- _EXERCISE AIM_
Make an exact transcription of the material, leaving out all images.

....

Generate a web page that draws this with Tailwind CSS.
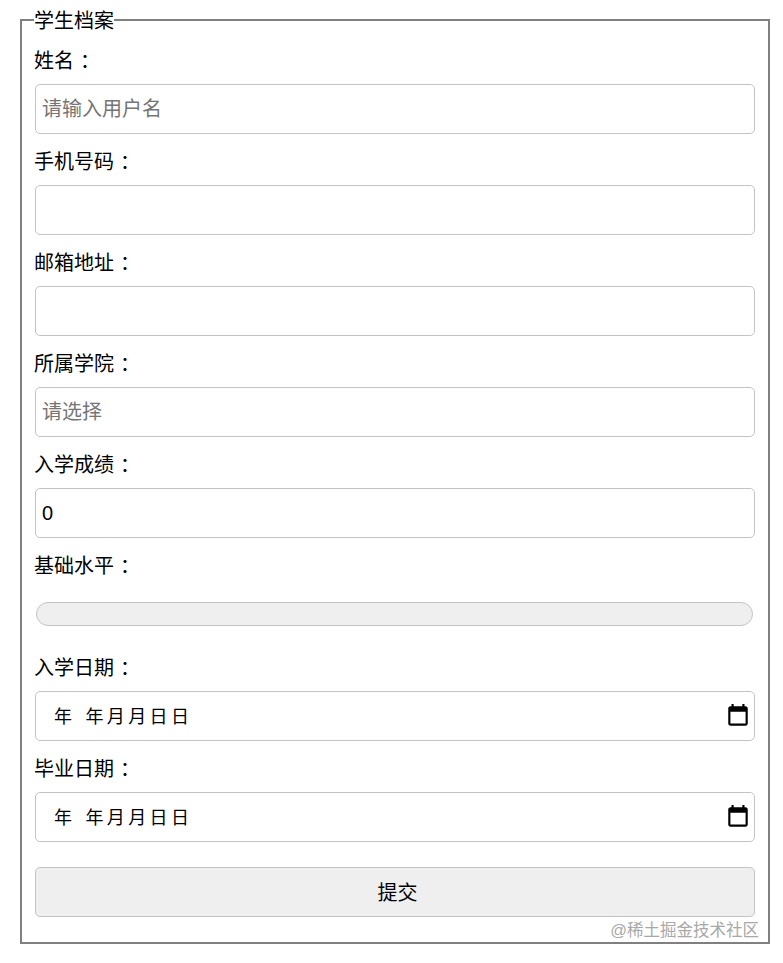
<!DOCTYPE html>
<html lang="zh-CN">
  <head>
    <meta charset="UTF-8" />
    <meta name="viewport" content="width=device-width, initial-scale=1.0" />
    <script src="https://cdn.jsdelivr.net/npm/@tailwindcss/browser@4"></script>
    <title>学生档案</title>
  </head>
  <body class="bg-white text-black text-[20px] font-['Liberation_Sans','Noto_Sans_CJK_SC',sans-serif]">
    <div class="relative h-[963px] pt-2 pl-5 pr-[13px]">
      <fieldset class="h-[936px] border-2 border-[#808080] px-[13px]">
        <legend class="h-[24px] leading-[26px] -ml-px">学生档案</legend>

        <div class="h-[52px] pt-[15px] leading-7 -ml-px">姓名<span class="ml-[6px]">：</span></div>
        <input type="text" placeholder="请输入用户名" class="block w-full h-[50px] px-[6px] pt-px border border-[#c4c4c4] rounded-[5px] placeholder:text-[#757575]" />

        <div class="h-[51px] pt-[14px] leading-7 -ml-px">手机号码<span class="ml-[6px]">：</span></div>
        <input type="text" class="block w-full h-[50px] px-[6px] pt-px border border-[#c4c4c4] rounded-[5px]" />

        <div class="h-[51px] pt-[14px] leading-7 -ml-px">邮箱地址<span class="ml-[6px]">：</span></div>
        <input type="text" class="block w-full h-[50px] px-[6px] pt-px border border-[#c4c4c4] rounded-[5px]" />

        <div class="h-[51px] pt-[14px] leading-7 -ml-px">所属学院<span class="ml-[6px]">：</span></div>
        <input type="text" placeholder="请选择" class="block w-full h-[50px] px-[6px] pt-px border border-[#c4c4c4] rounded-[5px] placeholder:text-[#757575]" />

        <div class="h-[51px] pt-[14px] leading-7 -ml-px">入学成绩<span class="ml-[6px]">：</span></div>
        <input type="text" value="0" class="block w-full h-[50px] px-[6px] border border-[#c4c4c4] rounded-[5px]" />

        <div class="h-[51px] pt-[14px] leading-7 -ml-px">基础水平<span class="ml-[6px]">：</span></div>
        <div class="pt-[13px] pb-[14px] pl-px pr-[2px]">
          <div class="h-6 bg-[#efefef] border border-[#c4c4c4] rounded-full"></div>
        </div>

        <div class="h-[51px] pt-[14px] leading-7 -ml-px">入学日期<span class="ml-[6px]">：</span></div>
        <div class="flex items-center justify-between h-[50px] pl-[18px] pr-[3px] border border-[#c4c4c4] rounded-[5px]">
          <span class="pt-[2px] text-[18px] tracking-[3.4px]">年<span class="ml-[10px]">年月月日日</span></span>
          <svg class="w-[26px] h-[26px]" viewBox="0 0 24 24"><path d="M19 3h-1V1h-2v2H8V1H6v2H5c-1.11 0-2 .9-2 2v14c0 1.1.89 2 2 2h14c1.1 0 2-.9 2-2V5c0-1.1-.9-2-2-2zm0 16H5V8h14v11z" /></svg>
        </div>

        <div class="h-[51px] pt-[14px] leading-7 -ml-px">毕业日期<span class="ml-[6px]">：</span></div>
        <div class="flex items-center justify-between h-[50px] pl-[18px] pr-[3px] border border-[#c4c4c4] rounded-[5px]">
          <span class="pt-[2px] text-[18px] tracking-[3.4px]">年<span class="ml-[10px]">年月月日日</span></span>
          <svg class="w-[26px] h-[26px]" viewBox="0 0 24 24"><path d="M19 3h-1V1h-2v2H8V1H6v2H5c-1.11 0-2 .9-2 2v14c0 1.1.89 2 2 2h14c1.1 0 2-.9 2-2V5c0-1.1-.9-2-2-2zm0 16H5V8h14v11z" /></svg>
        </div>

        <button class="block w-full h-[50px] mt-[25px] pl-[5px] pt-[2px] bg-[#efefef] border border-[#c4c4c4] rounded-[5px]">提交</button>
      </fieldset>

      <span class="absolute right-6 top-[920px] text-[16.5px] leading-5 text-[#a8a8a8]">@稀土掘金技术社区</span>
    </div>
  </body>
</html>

....

- _RESULT BELOW_
Generate a web page that draws this with Tailwind CSS.
<!DOCTYPE html>
<html lang="zh-CN">
  <head>
    <meta charset="UTF-8" />
    <meta name="viewport" content="width=device-width, initial-scale=1.0" />
    <script src="https://cdn.jsdelivr.net/npm/@tailwindcss/browser@4"></script>
    <title>学生档案</title>
  </head>
  <body class="bg-white text-black text-[20px] font-['Liberation_Sans','Noto_Sans_CJK_SC',sans-serif]">
    <div class="relative h-[963px] pt-2 pl-5 pr-[13px]">
      <fieldset class="h-[936px] border-2 border-[#808080] px-[13px]">
        <legend class="h-[24px] leading-[26px] -ml-px">学生档案</legend>

        <div class="h-[52px] pt-[15px] leading-7 -ml-px">姓名<span class="ml-[6px]">：</span></div>
        <input type="text" placeholder="请输入用户名" class="block w-full h-[50px] px-[6px] pt-px border border-[#c4c4c4] rounded-[5px] placeholder:text-[#757575]" />

        <div class="h-[51px] pt-[14px] leading-7 -ml-px">手机号码<span class="ml-[6px]">：</span></div>
        <input type="text" class="block w-full h-[50px] px-[6px] pt-px border border-[#c4c4c4] rounded-[5px]" />

        <div class="h-[51px] pt-[14px] leading-7 -ml-px">邮箱地址<span class="ml-[6px]">：</span></div>
        <input type="text" class="block w-full h-[50px] px-[6px] pt-px border border-[#c4c4c4] rounded-[5px]" />

        <div class="h-[51px] pt-[14px] leading-7 -ml-px">所属学院<span class="ml-[6px]">：</span></div>
        <input type="text" placeholder="请选择" class="block w-full h-[50px] px-[6px] pt-px border border-[#c4c4c4] rounded-[5px] placeholder:text-[#757575]" />

        <div class="h-[51px] pt-[14px] leading-7 -ml-px">入学成绩<span class="ml-[6px]">：</span></div>
        <input type="text" value="0" class="block w-full h-[50px] px-[6px] border border-[#c4c4c4] rounded-[5px]" />

        <div class="h-[51px] pt-[14px] leading-7 -ml-px">基础水平<span class="ml-[6px]">：</span></div>
        <div class="pt-[13px] pb-[14px] pl-px pr-[2px]">
          <div class="h-6 bg-[#efefef] border border-[#c4c4c4] rounded-full"></div>
        </div>

        <div class="h-[51px] pt-[14px] leading-7 -ml-px">入学日期<span class="ml-[6px]">：</span></div>
        <div class="flex items-center justify-between h-[50px] pl-[18px] pr-[3px] border border-[#c4c4c4] rounded-[5px]">
          <span class="pt-[2px] text-[18px] tracking-[3.4px]">年<span class="ml-[10px]">年月月日日</span></span>
          <svg class="w-[26px] h-[26px]" viewBox="0 0 24 24"><path d="M19 3h-1V1h-2v2H8V1H6v2H5c-1.11 0-2 .9-2 2v14c0 1.1.89 2 2 2h14c1.1 0 2-.9 2-2V5c0-1.1-.9-2-2-2zm0 16H5V8h14v11z" /></svg>
        </div>

        <div class="h-[51px] pt-[14px] leading-7 -ml-px">毕业日期<span class="ml-[6px]">：</span></div>
        <div class="flex items-center justify-between h-[50px] pl-[18px] pr-[3px] border border-[#c4c4c4] rounded-[5px]">
          <span class="pt-[2px] text-[18px] tracking-[3.4px]">年<span class="ml-[10px]">年月月日日</span></span>
          <svg class="w-[26px] h-[26px]" viewBox="0 0 24 24"><path d="M19 3h-1V1h-2v2H8V1H6v2H5c-1.11 0-2 .9-2 2v14c0 1.1.89 2 2 2h14c1.1 0 2-.9 2-2V5c0-1.1-.9-2-2-2zm0 16H5V8h14v11z" /></svg>
        </div>

        <button class="block w-full h-[50px] mt-[25px] pl-[5px] pt-[2px] bg-[#efefef] border border-[#c4c4c4] rounded-[5px]">提交</button>
      </fieldset>

      <span class="absolute right-6 top-[920px] text-[16.5px] leading-5 text-[#a8a8a8]">@稀土掘金技术社区</span>
    </div>
  </body>
</html>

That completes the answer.